Let’s Put Homeless People Into Containers!

gree_tree campus

2015-04-16 – I’ve been seeing a lot lately about tiny housing. It’s mostly promoted as efficient and good for the ecology (see Small House Society or Tumbleweed Tiny House Company for examples). The other day I saw that IKEA now has solar-power shelters for refuges.

For refugees?

I thought this was a kind of trend for upwardly mobile zen wannabes who want to minimize their carbon footprint . . . in the coolest way possible.


But they are now pitching these things for refugees. What’s next? Non-refuge homeless? The idle poor who won’t get a job?

Who else did you think was going to live in a tiny house? For a one-percenter, a tiny house is something has no more than 35,000 square feet, a four-car garage, only one swimming pool (four lanes Olympic size), and a single tennis court.

If you are talking 400 square feet, well that’s just a bathroom.

For the 99 percent, that’s a large house. We’re supposed to be excited over these exquisite doll houses that store everything under the bed and feature a kitchen sink that converts into a bathtub and converts again into a toilet.

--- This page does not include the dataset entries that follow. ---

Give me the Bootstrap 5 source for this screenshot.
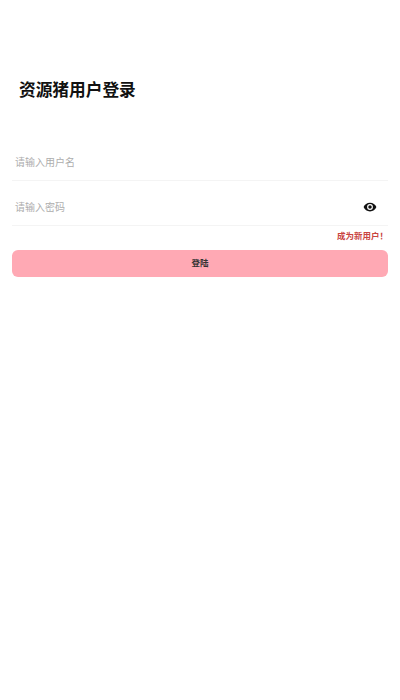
<!DOCTYPE html>
<html lang="zh"><head><meta charset="utf-8">
<link href="https://cdn.jsdelivr.net/npm/bootstrap@5.3.0/dist/css/bootstrap.min.css" rel="stylesheet">
<style>
body{font-family:"Liberation Sans","Noto Sans CJK SC",sans-serif;background:#fff;width:400px;height:700px;overflow:hidden}
.login-wrap{padding:79px 12px 0}
.login-title{font-size:16.7px;font-weight:700;line-height:23px;color:#111;margin:0 0 34px 7px}
.field-row{height:45px;border-bottom:1px solid #f4f4f4;padding:8px 11px 0 3px;font-size:10px;color:#adadad}
.new-user{font-size:8.5px;font-weight:700;color:#c9443f;line-height:20px;margin-bottom:4px}
.login-btn{height:27px;background:#ffa9b4;border-radius:6px;font-size:8.5px;font-weight:700;color:#333}
</style></head><body>
<div class="login-wrap">
<h1 class="login-title">资源猪用户登录</h1>
<div class="field-row d-flex align-items-center">请输入用户名</div>
<div class="field-row d-flex align-items-center justify-content-between">请输入密码
<svg width="14" height="14" viewBox="0 0 24 24"><path fill="#111" d="M12 4.500C7 4.500 2.700 7.600 1 12c1.700 4.400 6 7.500 11 7.500s9.300-3.100 11-7.500c-1.700-4.400-6-7.500-11-7.500zM12 17a5 5 0 1 1 0-10 5 5 0 0 1 0 10zm0-8a3 3 0 1 0 0 6 3 3 0 0 0 0-6z"/></svg></div>
<div class="new-user text-end">成为新用户！</div>
<div class="login-btn d-flex align-items-center justify-content-center">登陆</div>
</div>
<script src="https://cdn.jsdelivr.net/npm/bootstrap@5.3.0/dist/js/bootstrap.bundle.min.js"></script>
</body></html>
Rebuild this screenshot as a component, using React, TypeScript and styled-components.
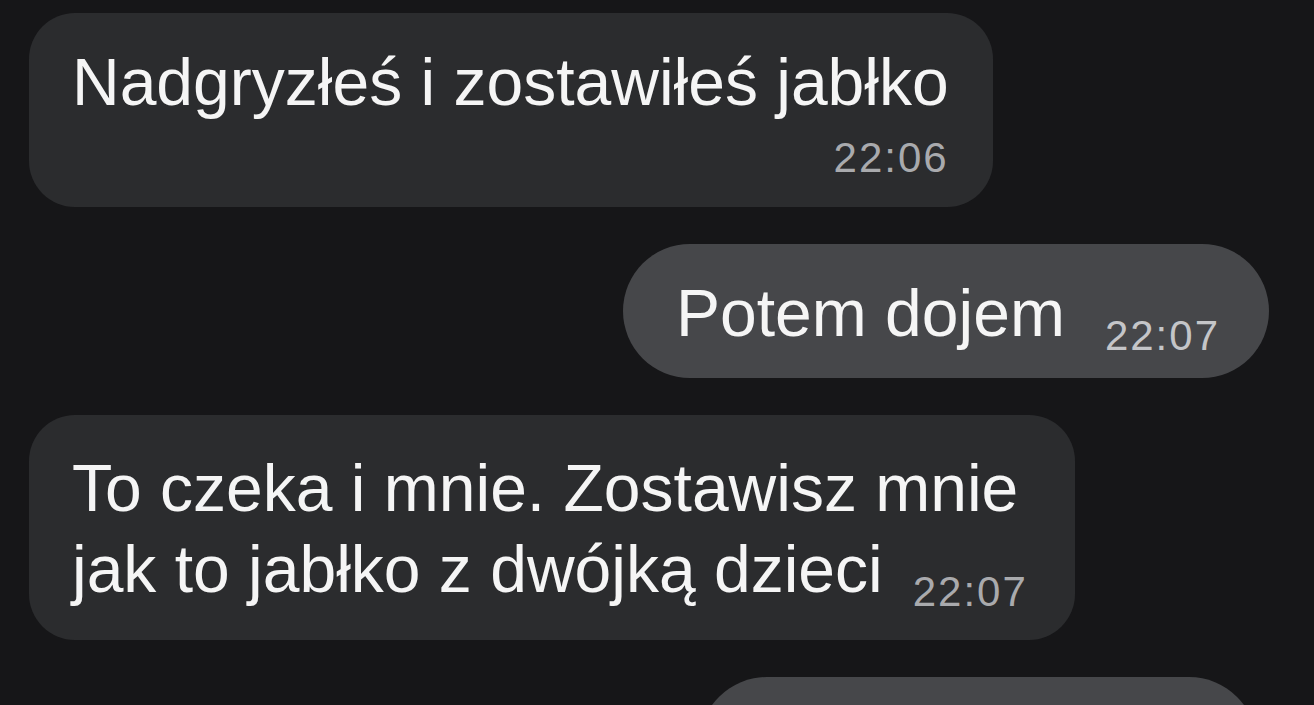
import React from "react";
import styled, { createGlobalStyle } from "styled-components";

const GlobalStyle = createGlobalStyle`
  html, body {
    margin: 0;
    padding: 0;
    background: #161618;
    overflow: hidden;
  }
  body {
    font-family: "Liberation Sans", Arial, sans-serif;
    -webkit-font-smoothing: antialiased;
  }
`;

const Screen = styled.div`
  width: 1314px;
  height: 705px;
  box-sizing: border-box;
  padding: 13px 45px 0 29px;
  display: flex;
  flex-direction: column;
  gap: 37px;
  background: #161618;
  overflow: hidden;
`;

const Row = styled.div<{ $out?: boolean }>`
  display: flex;
  justify-content: ${(p) => (p.$out ? "flex-end" : "flex-start")};
`;

const Bubble = styled.div<{ $out?: boolean; $multi?: boolean }>`
  box-sizing: border-box;
  display: flex;
  flex-direction: column;
  max-width: 1047px;
  background: ${(p) => (p.$out ? "#46474a" : "#2b2c2e")};
  border-radius: ${(p) => (p.$out ? "68px" : "46px")};
  padding: ${(p) => (p.$multi ? "33px" : "29px")}
    ${(p) => (p.$out ? "49px" : p.$multi ? "47px" : "44px")}
    ${(p) => (p.$multi ? "30px" : "25px")}
    ${(p) => (p.$out ? "53px" : "43px")};
  color: #f5f5f5;
  font-size: 66px;
  line-height: ${(p) => (p.$multi ? "81px" : "80px")};
`;

const TallBubble = styled(Bubble)`
  width: 558px;
  height: 140px;
  margin-right: 12px;
`;

const Line = styled.div`
  display: flex;
  align-items: baseline;
  white-space: nowrap;
`;

const Text = styled.span``;

const Time = styled.span<{ $out?: boolean; $gap?: number; $stacked?: boolean }>`
  display: block;
  white-space: nowrap;
  align-self: ${(p) => (p.$stacked ? "flex-end" : "auto")};
  margin-left: ${(p) => (p.$stacked ? 0 : p.$gap ?? 36)}px;
  margin-top: ${(p) => (p.$stacked ? "12px" : "0")};
  font-size: 42px;
  letter-spacing: 2px;
  line-height: ${(p) => (p.$stacked ? "48px" : "30px")};
  transform: ${(p) => (p.$stacked ? "none" : "translateY(14px)")};
  color: ${(p) => (p.$out ? "#c4c5c8" : "#a9aaad")};
`;

type Msg = {
  lines: string[];
  time: string;
  out?: boolean;
  stacked?: boolean;
  gap?: number;
};

const messages: Msg[] = [
  { lines: ["Nadgryzłeś i zostawiłeś jabłko"], time: "22:06", stacked: true },
  { lines: ["Potem dojem"], time: "22:07", out: true, gap: 40 },
  {
    lines: ["To czeka i mnie. Zostawisz mnie", "jak to jabłko z dwójką dzieci"],
    time: "22:07",
    gap: 30,
  },
];

export default function App() {
  return (
    <>
      <GlobalStyle />
      <Screen>
        {messages.map((m, i) => (
          <Row key={i} $out={m.out}>
            <Bubble $out={m.out} $multi={m.lines.length > 1}>
              {m.lines.map((l, j) => {
                const last = j === m.lines.length - 1;
                return (
                  <Line key={j}>
                    <Text>{l}</Text>
                    {last && !m.stacked && (
                      <Time $out={m.out} $gap={m.gap}>
                        {m.time}
                      </Time>
                    )}
                  </Line>
                );
              })}
              {m.stacked && (
                <Time $out={m.out} $stacked>
                  {m.time}
                </Time>
              )}
            </Bubble>
          </Row>
        ))}
        <Row $out>
          <TallBubble $out />
        </Row>
      </Screen>
    </>
  );
}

These things cost in the tens of thousands of dollars and come with wheels, since you can’t afford a plot of land to put them on. For an extra fee, they come with a tornado. I suppose, this is cheaper than hundreds of thousands for a house. But if you’re looking for cheap housing for refugees—or for the poor—there’s plenty of unoccupied housing around.

But it’s not the lack of modest housing that’s the problem. It’s the lack of a neighborhood that will accept modest people. Even the worst neighborhood balks at admitting folk that don’t measure up—whatever the standard happens to be.

Because the fact is: we’ve had tiny houses all along. They are called cardboard boxes.

* * *

Shame on me! I shouldn’t be so cynical. You can’t afford airfare to another city? Just climb take your tiny house down to FedEx and climb in. Never thought you could go on an ocean cruise? Well there are container ships.

Why should everything go to the one percent?

And . . . ooh, ooh, ooh . . . maybe you can ship someone else’s tiny house to a distant port . . . while they’re asleep in it!

(On the other hand, what will this do to predatory mortgage lending?)